L Network Blocking DC

Discussion in 'Homework Help' started by phil3992, Apr 20, 2014.

  1. phil3992

    Thread Starter New Member

    Apr 20, 2014
    Hi, I am currently revising for my finals. With this question all I can find is the answer of what an non blocking L network would be. The information that is given is as follows: f =10MHz, L1=0.318uH rs =50Ω & rl= 250Ω.

    The given design looks like this:


    This is what I have done to find the unblocking L network:

    L = xl/2Pif

    xl = RL/Q

    Q= Squ root of RLarger/ rsmaller - 1

    Q = 2 xl= 125 so L = 1.99uH

    From this i found C 1/2piFXL

    Making non blocking 127.32pF

    I know this is correct for non blocking but for the life of me i cannot find blocking value for C.

    I have been given the answer for this being 132.63pF but I don't understand how to get there. My lecturer explained how to do this by the following:

    1. first calculate the reactance of L1,
    2. use a capacitance C1 with the same value of the reactance of L1 to resonant L1.
    3. add the reactance of C1 calculated to the reactance of C2 calculated for the L matching network (without taking into account L1)
    4. finally calculate the final value of the total capacitance of C1 and C2. ( in farads)

    But I am struggling to understand this^^^^

    can someone please explain and show me the process off gaining the value 132.63pF for the blocking as I am totally lost?

    ( Sorry the question is long winded but I wanted to explain what I understand and what I actually need!)
  2. t_n_k

    AAC Fanatic!

    Mar 6, 2009
    The problem I have with the suggested approach is that it provides no insights as to the underlying analytical basis.

    Granted, once you have done the analysis yourself, there may some time economies to be gained in new problems with solutions of the same type, by applying a step-by-step computational algorithm.

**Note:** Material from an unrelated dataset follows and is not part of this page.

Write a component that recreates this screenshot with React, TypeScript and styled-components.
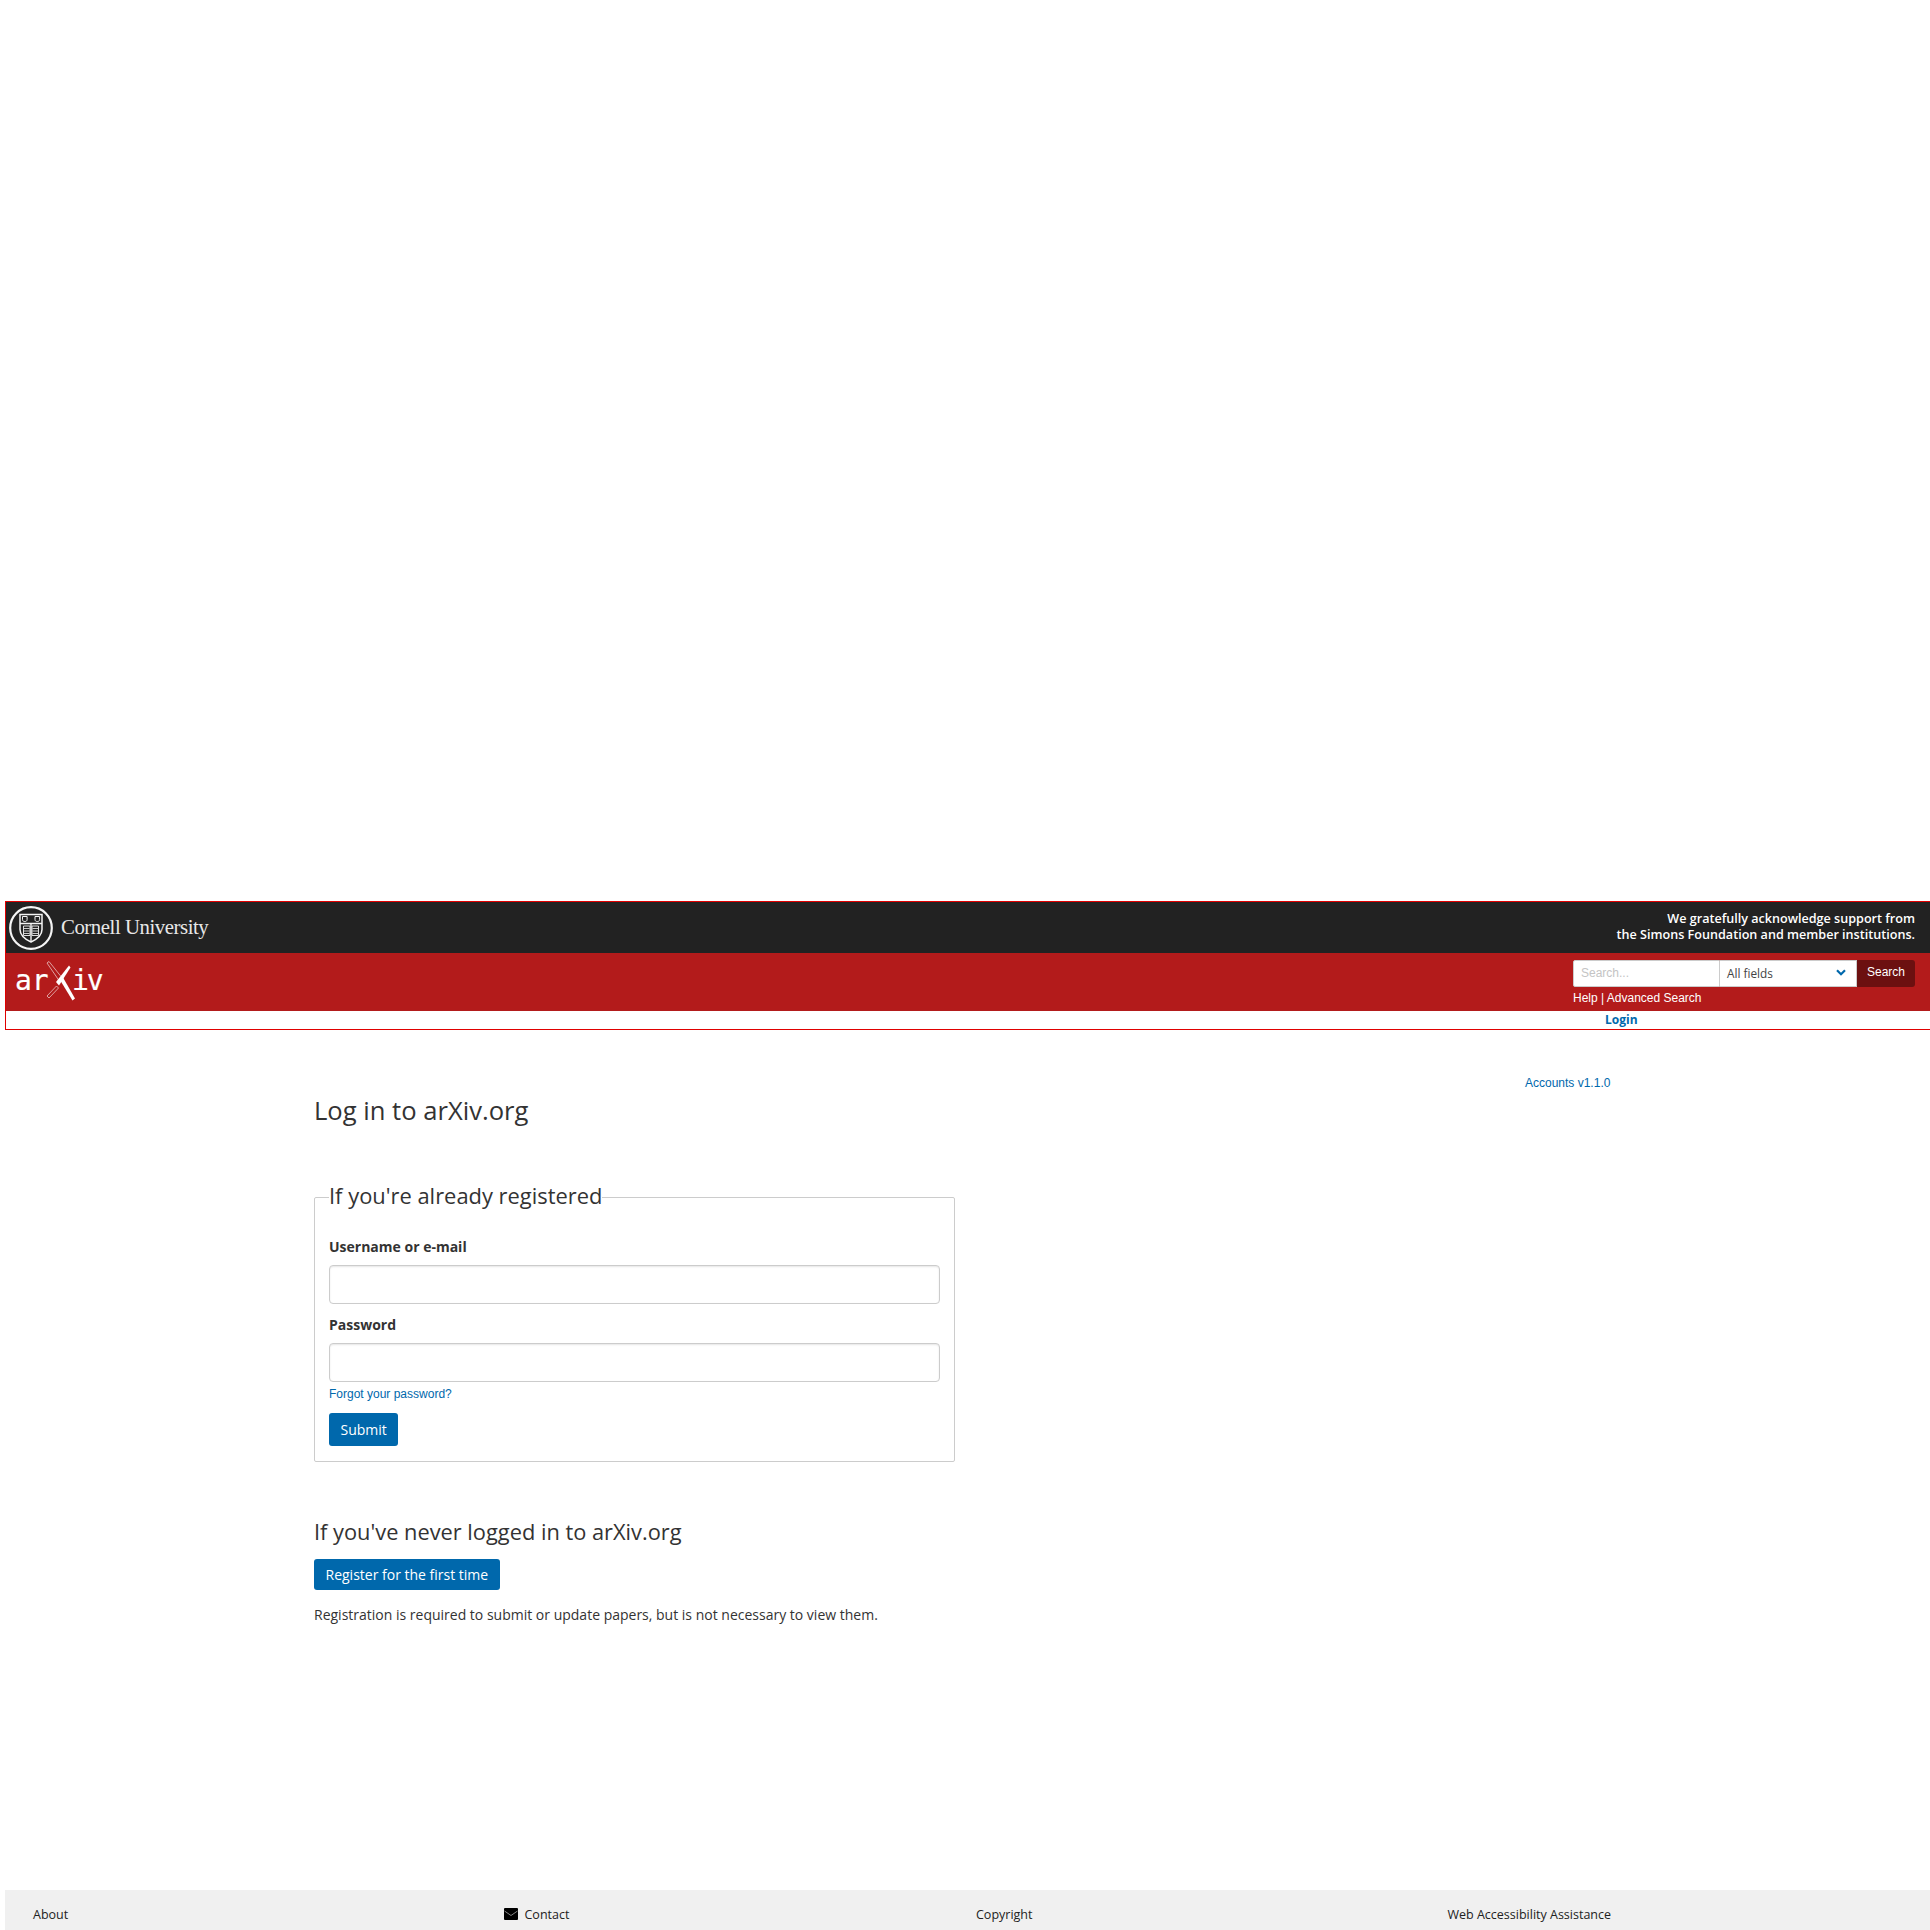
import React from 'react';
import styled, { createGlobalStyle } from 'styled-components';

const GlobalStyle = createGlobalStyle`
  html, body {
    margin: 0;
    padding: 0;
    background: #fff;
    overflow: hidden;
  }
  body {
    height: 1930px;
    font-family: "Open Sans", "Liberation Sans", sans-serif;
    color: #333;
  }
`;

const Page = styled.div`
  width: 1925px;
  height: 1930px;
  margin-left: 5px;
  padding-top: 901px;
  box-sizing: border-box;
  display: flex;
  flex-direction: column;
`;

const Header = styled.header`
  border: 1px solid #e00000;
  border-right: none;
`;

const TopBand = styled.div`
  height: 51px;
  background: #222;
  display: flex;
  justify-content: space-between;
  align-items: center;
  padding-right: 15px;
`;

const Cornell = styled.div`
  display: flex;
  align-items: center;
  gap: 7px;
  padding-left: 2px;
`;

const CornellName = styled.span`
  font-family: "Liberation Serif", serif;
  font-size: 20.8px;
  letter-spacing: -0.45px;
  color: #e8e8e8;
  padding-bottom: 2px;
`;

const Thanks = styled.div`
  color: #fff;
  font-size: 12.6px;
  font-weight: 600;
  line-height: 16px;
  text-align: right;
  padding-bottom: 1px;
`;

const RedBand = styled.div`
  height: 58px;
  background: #b31b1b;
  display: flex;
  justify-content: space-between;
  padding-right: 15px;
`;

const LogoSlot = styled.div`
  padding: 6px 0 0 6px;
`;

const SearchArea = styled.div`
  padding-top: 7px;
  width: 342px;
`;

const SearchRow = styled.div`
  display: flex;
  height: 27px;
`;

const SearchInput = styled.div`
  width: 147px;
  box-sizing: border-box;
  background: #fff;
  border: 1px solid #ccc;
  border-radius: 2px 0 0 2px;
  padding-left: 7px;
  font: 12px/25px "Liberation Sans", sans-serif;
  color: #c4c4c4;
`;

const FieldSelect = styled.div`
  width: 137px;
  box-sizing: border-box;
  background: #fff;
  border: 1px solid #ccc;
  border-left: none;
  padding: 0 10px 2px 7px;
  display: flex;
  align-items: center;
  justify-content: space-between;
  font-size: 11.8px;
  color: #444;
`;

const SearchButton = styled.div`
  width: 58px;
  background: #6c1010;
  border-radius: 0 3px 3px 0;
  color: #fff;
  font: 12px/24px "Liberation Sans", sans-serif;
  text-align: center;
`;

const SearchLinks = styled.div`
  margin-top: 4px;
  color: #fff;
  font: 12px/14px "Liberation Sans", sans-serif;
`;

const LoginBand = styled.div`
  height: 18px;
  padding-left: 1599px;
  font-size: 12px;
  font-weight: 700;
  line-height: 18px;
  color: #0068ac;
`;

const Main = styled.main`
  flex: 1;
  padding: 64px 0 0 309px;
  position: relative;
`;

const Version = styled.a`
  position: absolute;
  left: 1520px;
  top: 46px;
  font: 12px/14px "Liberation Sans", sans-serif;
  color: #0068ac;
`;

const Title = styled.h1`
  margin: 0;
  font-size: 25.6px;
  line-height: 34px;
  font-weight: 500;
  color: #333;
`;

const Panel = styled.fieldset`
  width: 641px;
  box-sizing: border-box;
  margin: 53px 0 0;
  padding: 0 14px 15px;
  border: 1px solid #ccc;
  border-radius: 2px;
`;

const PanelTitle = styled.legend`
  padding: 0 0 2px;
  font-size: 21.9px;
  line-height: 30px;
  font-weight: 500;
  color: #333;
`;

const FieldLabel = styled.label`
  display: block;
  margin-top: 24px;
  font-size: 14px;
  line-height: 20px;
  font-weight: 700;
  color: #333;

  & + div {
    margin-top: 8px;
  }
`;

const PasswordLabel = styled(FieldLabel)`
  margin-top: 11px;
`;

const TextBox = styled.div`
  height: 39px;
  box-sizing: border-box;
  border: 1px solid #ccc;
  border-radius: 4px;
  box-shadow: inset 0 1px 2px rgba(10, 10, 10, 0.1);
  background: #fff;
`;

const Forgot = styled.a`
  display: block;
  margin-top: 5px;
  font: 12px/14px "Liberation Sans", sans-serif;
  color: #0068ac;
`;

const BlueButton = styled.button`
  display: block;
  border: none;
  border-radius: 3px;
  background: #0068ac;
  color: #fff;
  font-family: "Open Sans", sans-serif;
  font-size: 14px;
  padding: 0 11.5px;
`;

const SubmitButton = styled(BlueButton)`
  height: 33px;
  margin-top: 12px;
`;

const RegisterHeading = styled.h2`
  margin: 55px 0 0;
  font-size: 21.8px;
  line-height: 30px;
  font-weight: 500;
  color: #333;
`;

const RegisterButton = styled(BlueButton)`
  height: 31px;
  margin-top: 12px;
`;

const Note = styled.p`
  margin: 15px 0 0;
  font-size: 14px;
  line-height: 20px;
  color: #333;
`;

const Footer = styled.footer`
  height: 40px;
  background: #f0f0f0;
  display: grid;
  grid-template-columns: repeat(4, 471.5px);
  padding-left: 28px;
`;

const FooterItem = styled.a`
  display: flex;
  align-items: center;
  gap: 7px;
  height: 100%;
  padding-top: 8px;
  box-sizing: border-box;
  font-size: 12.5px;
  color: #222;
`;

const EnvelopeIcon = styled.svg`
  width: 14px;
  height: 12px;
  margin-left: -1px;
`;

const CornellSeal = () => (
  <svg width="46" height="46" viewBox="0 0 46 46" fill="none" stroke="#f4f4f4">
    <circle cx="23" cy="23" r="20.800" strokeWidth="2.200" />
    <path d="M12 9.500h22v15c0 6-4.500 9.500-11 12.500-6.500-3-11-6.500-11-12.500z" strokeWidth="1.500" />
    <path d="M12 18.500h22M23 18.500v18" strokeWidth="1.400" />
    <path d="M14.500 11.500v3c0 1.500 1 2 2.300 2s2.300-.5 2.300-2v-3zM27 11.500v3c0 1.500 1 2 2.300 2s2.300-.5 2.300-2v-3z" strokeWidth="1" />
    <path d="M15.500 21h6.500v9.500h-6.500zM24 21h6.500v9.500h-6.500z" strokeWidth="0.900" />
    <path d="M16 23.500h5.500M16 26h5.500M16 28.500h5.500M24.500 23.500h5.500M24.500 26h5.500M24.500 28.500h5.500" strokeWidth="0.800" />
  </svg>
);

const ArxivLogo = () => (
  <svg width="96" height="46" viewBox="0 0 96 46" style={{ display: 'block' }}>
    <g fontFamily="'DejaVu Sans Mono', monospace" fontSize="28" fill="#fff" stroke="#fff" strokeWidth="0.200">
      <text x="3" y="31">ar</text>
      <text x="60" y="31" letterSpacing="-2">iv</text>
    </g>
    <path d="M35 4l2-1.500 14 17.500-3 3z" fill="#b31b1b" stroke="#e9c4c4" strokeWidth="0.800" />
    <path d="M48 21l3-2.500 12 21-2.500 2z" fill="#fff" />
    <path d="M57 6.500l1.500 2-11.500 18-3-3.500z" fill="#fff" />
    <path d="M44.500 27l2 2-9.500 10-2-2z" fill="#b31b1b" stroke="#e9c4c4" strokeWidth="0.800" />
  </svg>
);

const Chevron = () => (
  <svg width="10" height="7" viewBox="0 0 10 7">
    <path d="M1 1.200l4 4 4-4" fill="none" stroke="#0068ac" strokeWidth="2.200" />
  </svg>
);

const Envelope = () => (
  <EnvelopeIcon viewBox="0 0 14 12">
    <path d="M1 0h12a1 1 0 0 1 1 1v10a1 1 0 0 1-1 1H1a1 1 0 0 1-1-1V1a1 1 0 0 1 1-1z" fill="#000" />
    <path d="M.5 3l6.500 4.500L13.500 3" fill="none" stroke="#ddd" strokeWidth="0.600" />
  </EnvelopeIcon>
);

export default function App() {
  return (
    <Page>
      <GlobalStyle />
      <Header>
        <TopBand>
          <Cornell>
            <CornellSeal />
            <CornellName>Cornell University</CornellName>
          </Cornell>
          <Thanks>
            We gratefully acknowledge support from
            <br />
            the Simons Foundation and member institutions.
          </Thanks>
        </TopBand>
        <RedBand>
          <LogoSlot>
            <ArxivLogo />
          </LogoSlot>
          <SearchArea>
            <SearchRow>
              <SearchInput>Search...</SearchInput>
              <FieldSelect>
                All fields
                <Chevron />
              </FieldSelect>
              <SearchButton>Search</SearchButton>
            </SearchRow>
            <SearchLinks>Help | Advanced Search</SearchLinks>
          </SearchArea>
        </RedBand>
        <LoginBand>Login</LoginBand>
      </Header>
      <Main>
        <Version>Accounts v1.1.0</Version>
        <Title>Log in to arXiv.org</Title>
        <Panel>
          <PanelTitle>If you're already registered</PanelTitle>
          <FieldLabel>Username or e-mail</FieldLabel>
          <TextBox />
          <PasswordLabel>Password</PasswordLabel>
          <TextBox />
          <Forgot>Forgot your password?</Forgot>
          <SubmitButton>Submit</SubmitButton>
        </Panel>
        <RegisterHeading>If you've never logged in to arXiv.org</RegisterHeading>
        <RegisterButton>Register for the first time</RegisterButton>
        <Note>Registration is required to submit or update papers, but is not necessary to view them.</Note>
      </Main>
      <Footer>
        <FooterItem>About</FooterItem>
        <FooterItem>
          <Envelope />
          Contact
        </FooterItem>
        <FooterItem>Copyright</FooterItem>
        <FooterItem>Web Accessibility Assistance</FooterItem>
      </Footer>
    </Page>
  );
}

    Presumably you are familiar with frequency domain circuit analysis using complex algebra. Draw the entire schematic and derive the equation for the impedance looking into the LHS of the matching network with the 250 ohm load connected. Clearly this impedance will have two unknowns L_match & C_match. But you would be expected to realize that if the matching is working correctly then the aforementioned impedance would be the complex conjugate of the effective source impedance comprising the series equivalent of 50 Ohms and 0.318uH at 10MHz.